**What to do**
Search the records for "with" and copy each line that holds it.

**Data in this exercise**
.....
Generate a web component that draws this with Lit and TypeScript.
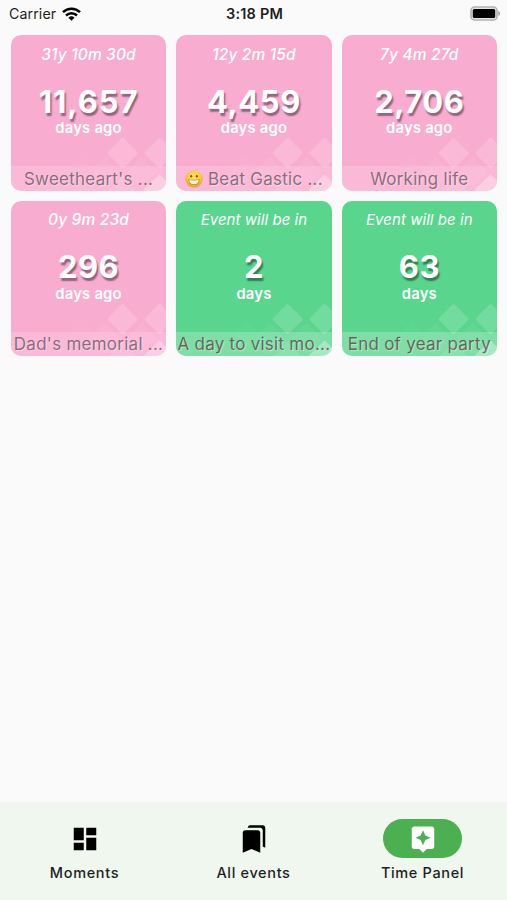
.....
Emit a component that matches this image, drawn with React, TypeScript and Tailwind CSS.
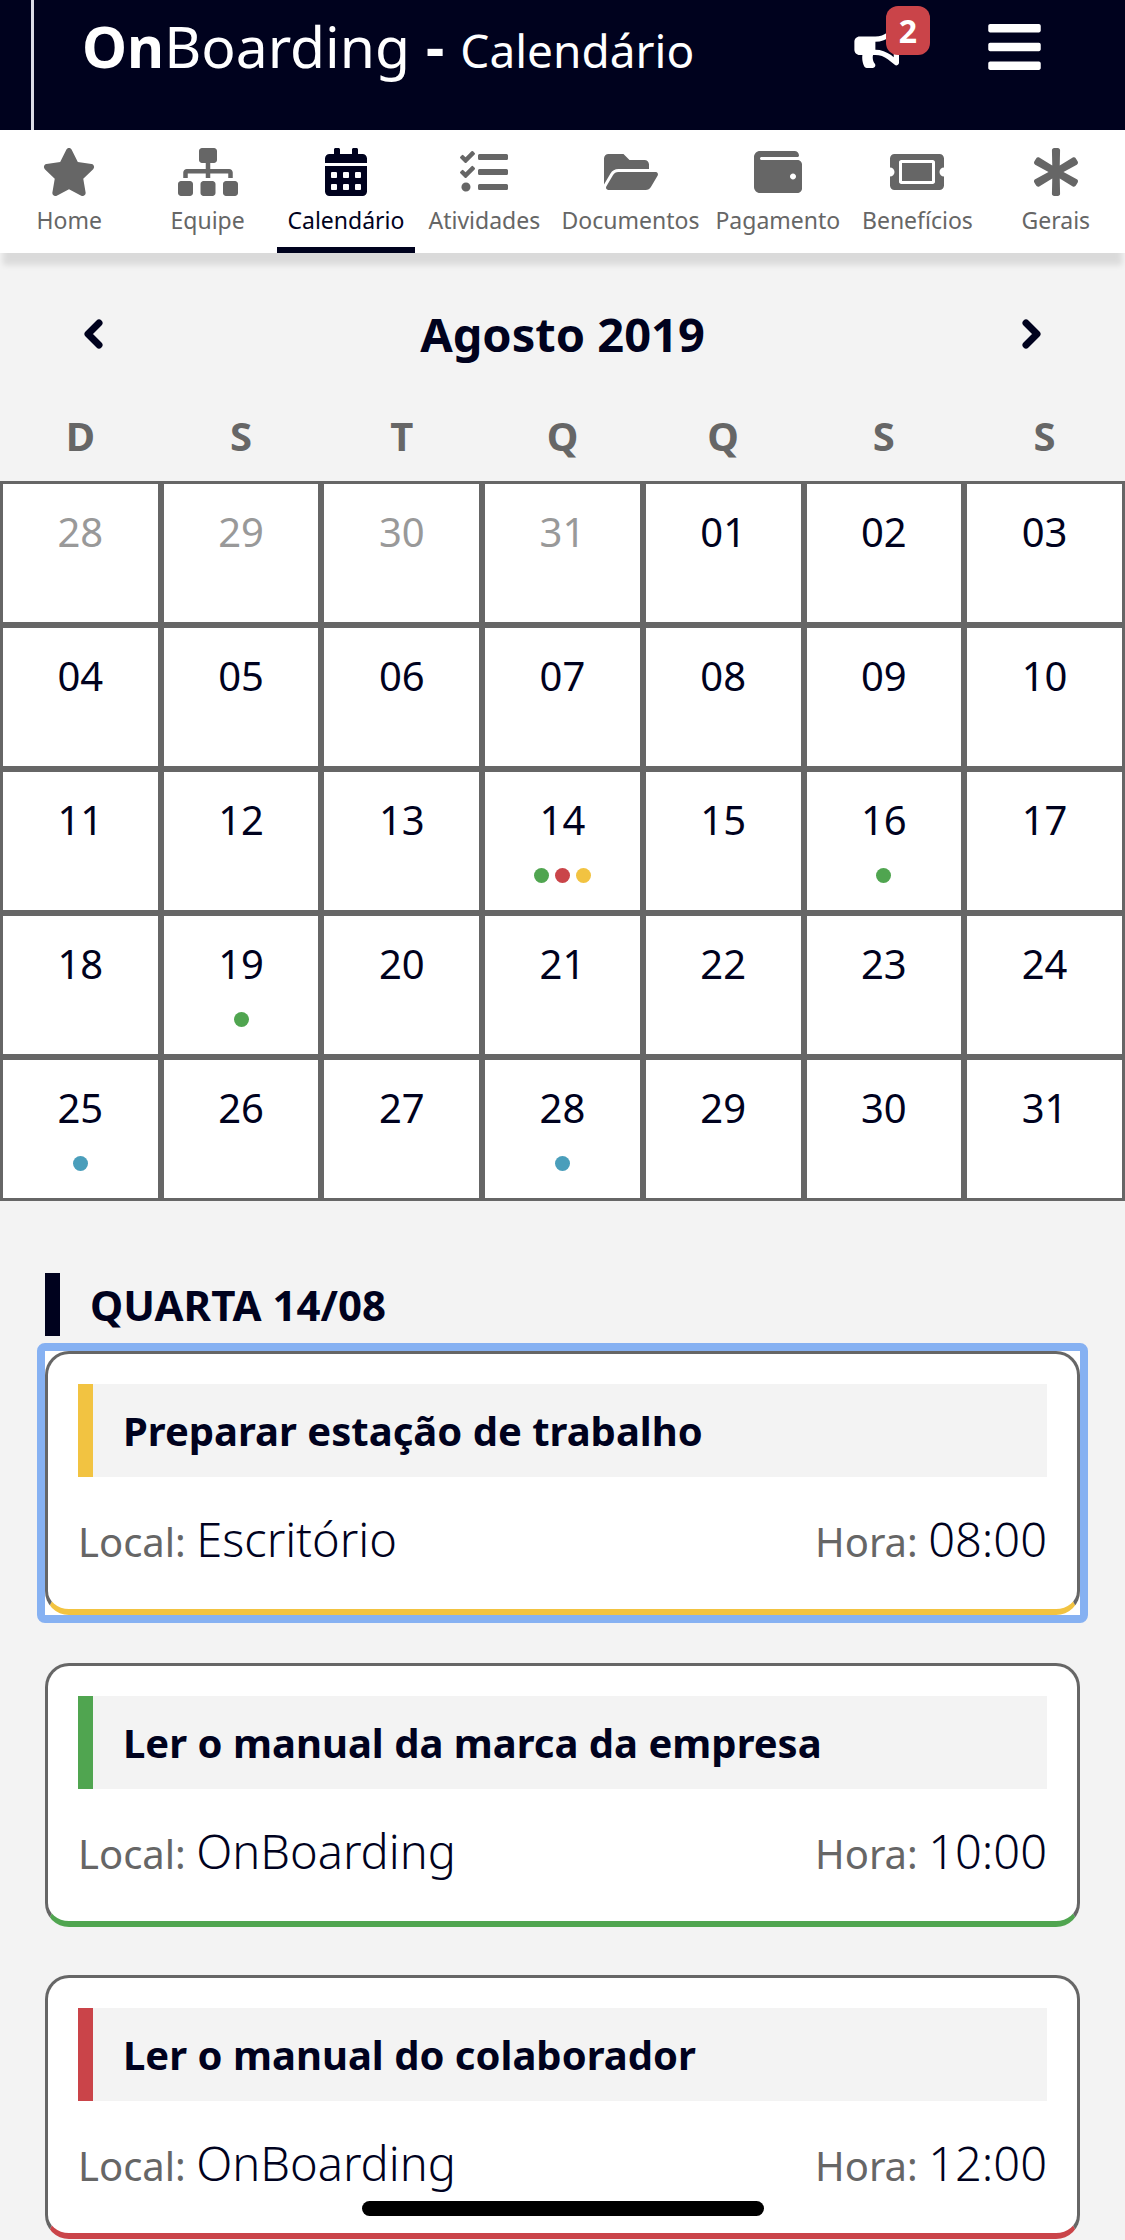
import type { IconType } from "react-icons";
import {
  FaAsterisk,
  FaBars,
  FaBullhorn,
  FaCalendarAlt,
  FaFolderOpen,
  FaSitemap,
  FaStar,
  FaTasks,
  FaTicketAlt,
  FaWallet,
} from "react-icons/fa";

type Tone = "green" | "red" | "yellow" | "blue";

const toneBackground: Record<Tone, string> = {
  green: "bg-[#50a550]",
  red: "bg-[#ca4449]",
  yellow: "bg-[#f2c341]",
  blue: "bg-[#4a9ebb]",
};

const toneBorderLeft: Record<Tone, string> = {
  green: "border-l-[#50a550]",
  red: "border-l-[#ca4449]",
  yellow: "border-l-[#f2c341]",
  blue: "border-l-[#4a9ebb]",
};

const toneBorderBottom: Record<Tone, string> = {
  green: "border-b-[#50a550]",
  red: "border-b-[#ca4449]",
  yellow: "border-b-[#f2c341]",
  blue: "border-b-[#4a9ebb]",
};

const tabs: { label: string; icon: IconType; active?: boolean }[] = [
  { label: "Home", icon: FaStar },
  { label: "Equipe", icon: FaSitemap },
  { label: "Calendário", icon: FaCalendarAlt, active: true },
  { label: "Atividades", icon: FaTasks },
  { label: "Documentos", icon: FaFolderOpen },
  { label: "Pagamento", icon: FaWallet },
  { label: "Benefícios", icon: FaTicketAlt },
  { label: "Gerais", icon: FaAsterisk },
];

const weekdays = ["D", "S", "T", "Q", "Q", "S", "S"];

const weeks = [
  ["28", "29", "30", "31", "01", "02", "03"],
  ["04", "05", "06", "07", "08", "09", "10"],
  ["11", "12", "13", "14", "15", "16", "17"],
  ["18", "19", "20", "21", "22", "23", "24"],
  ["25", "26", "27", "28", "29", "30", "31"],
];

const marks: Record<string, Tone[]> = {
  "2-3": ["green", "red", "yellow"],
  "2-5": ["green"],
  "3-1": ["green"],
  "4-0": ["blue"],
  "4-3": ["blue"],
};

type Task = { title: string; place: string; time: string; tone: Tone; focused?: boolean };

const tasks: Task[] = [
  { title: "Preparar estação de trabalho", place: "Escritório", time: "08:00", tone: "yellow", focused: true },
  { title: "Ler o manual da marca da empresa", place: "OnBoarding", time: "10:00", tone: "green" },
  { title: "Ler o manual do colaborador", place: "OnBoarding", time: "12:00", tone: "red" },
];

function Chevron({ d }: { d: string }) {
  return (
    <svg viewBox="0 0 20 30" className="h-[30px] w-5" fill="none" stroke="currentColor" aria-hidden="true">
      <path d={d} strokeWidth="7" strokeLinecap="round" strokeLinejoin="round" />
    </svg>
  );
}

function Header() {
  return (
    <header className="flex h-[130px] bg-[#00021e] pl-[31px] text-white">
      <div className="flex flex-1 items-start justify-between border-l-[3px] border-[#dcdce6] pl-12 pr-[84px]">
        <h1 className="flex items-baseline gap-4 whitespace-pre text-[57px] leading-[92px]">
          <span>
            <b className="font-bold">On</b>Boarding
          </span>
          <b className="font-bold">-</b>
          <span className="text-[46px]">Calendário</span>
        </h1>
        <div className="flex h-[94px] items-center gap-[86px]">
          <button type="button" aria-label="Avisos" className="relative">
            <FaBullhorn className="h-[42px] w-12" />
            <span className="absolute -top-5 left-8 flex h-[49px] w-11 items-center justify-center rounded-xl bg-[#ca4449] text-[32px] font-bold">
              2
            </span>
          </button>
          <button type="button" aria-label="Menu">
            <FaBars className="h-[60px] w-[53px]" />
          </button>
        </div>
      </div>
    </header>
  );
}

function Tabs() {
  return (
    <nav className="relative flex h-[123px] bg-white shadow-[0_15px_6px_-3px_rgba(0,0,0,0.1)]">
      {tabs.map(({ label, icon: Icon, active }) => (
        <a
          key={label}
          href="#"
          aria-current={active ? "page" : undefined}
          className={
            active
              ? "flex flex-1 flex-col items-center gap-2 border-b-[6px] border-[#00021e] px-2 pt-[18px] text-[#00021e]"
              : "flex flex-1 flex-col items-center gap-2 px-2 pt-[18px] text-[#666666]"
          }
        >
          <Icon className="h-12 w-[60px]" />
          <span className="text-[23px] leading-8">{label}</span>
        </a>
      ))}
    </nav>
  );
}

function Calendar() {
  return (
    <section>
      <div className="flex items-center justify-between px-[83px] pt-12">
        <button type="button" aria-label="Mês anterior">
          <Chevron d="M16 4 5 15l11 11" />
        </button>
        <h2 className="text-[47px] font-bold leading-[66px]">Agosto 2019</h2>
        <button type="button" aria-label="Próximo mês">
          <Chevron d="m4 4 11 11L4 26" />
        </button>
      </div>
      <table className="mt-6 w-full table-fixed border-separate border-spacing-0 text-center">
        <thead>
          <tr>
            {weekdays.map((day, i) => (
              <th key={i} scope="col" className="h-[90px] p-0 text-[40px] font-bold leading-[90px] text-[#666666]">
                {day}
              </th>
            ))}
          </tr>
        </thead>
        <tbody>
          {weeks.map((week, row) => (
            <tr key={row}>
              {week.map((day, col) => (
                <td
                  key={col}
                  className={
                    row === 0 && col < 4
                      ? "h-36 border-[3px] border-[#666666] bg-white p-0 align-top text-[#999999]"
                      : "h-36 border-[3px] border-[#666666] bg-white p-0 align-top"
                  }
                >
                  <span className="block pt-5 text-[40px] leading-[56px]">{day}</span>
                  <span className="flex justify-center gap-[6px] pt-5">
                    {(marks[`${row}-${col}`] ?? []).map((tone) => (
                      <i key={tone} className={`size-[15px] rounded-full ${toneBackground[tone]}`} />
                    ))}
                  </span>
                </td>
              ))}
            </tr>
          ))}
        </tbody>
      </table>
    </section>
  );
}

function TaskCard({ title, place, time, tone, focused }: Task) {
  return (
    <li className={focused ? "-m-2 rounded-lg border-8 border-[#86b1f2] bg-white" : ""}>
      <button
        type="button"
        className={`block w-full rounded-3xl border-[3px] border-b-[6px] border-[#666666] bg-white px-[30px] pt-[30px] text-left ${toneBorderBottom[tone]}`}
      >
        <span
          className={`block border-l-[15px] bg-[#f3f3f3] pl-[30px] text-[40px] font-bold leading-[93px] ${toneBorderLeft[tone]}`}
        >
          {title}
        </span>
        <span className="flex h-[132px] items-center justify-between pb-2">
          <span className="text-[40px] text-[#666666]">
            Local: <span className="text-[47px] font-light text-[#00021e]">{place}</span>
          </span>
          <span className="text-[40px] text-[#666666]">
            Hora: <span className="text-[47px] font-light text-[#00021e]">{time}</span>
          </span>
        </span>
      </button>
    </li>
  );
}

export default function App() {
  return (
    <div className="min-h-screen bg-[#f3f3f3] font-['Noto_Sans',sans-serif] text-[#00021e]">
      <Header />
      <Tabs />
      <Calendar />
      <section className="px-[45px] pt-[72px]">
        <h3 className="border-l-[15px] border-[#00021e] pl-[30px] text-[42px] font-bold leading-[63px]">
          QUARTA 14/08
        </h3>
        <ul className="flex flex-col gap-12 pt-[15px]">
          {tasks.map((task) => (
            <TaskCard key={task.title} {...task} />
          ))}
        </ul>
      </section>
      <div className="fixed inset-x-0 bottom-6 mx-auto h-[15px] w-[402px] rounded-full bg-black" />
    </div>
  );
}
.....
**Correct answer**
Generate a web component that draws this with Lit and TypeScript.
Emit a component that matches this image, drawn with React, TypeScript and Tailwind CSS.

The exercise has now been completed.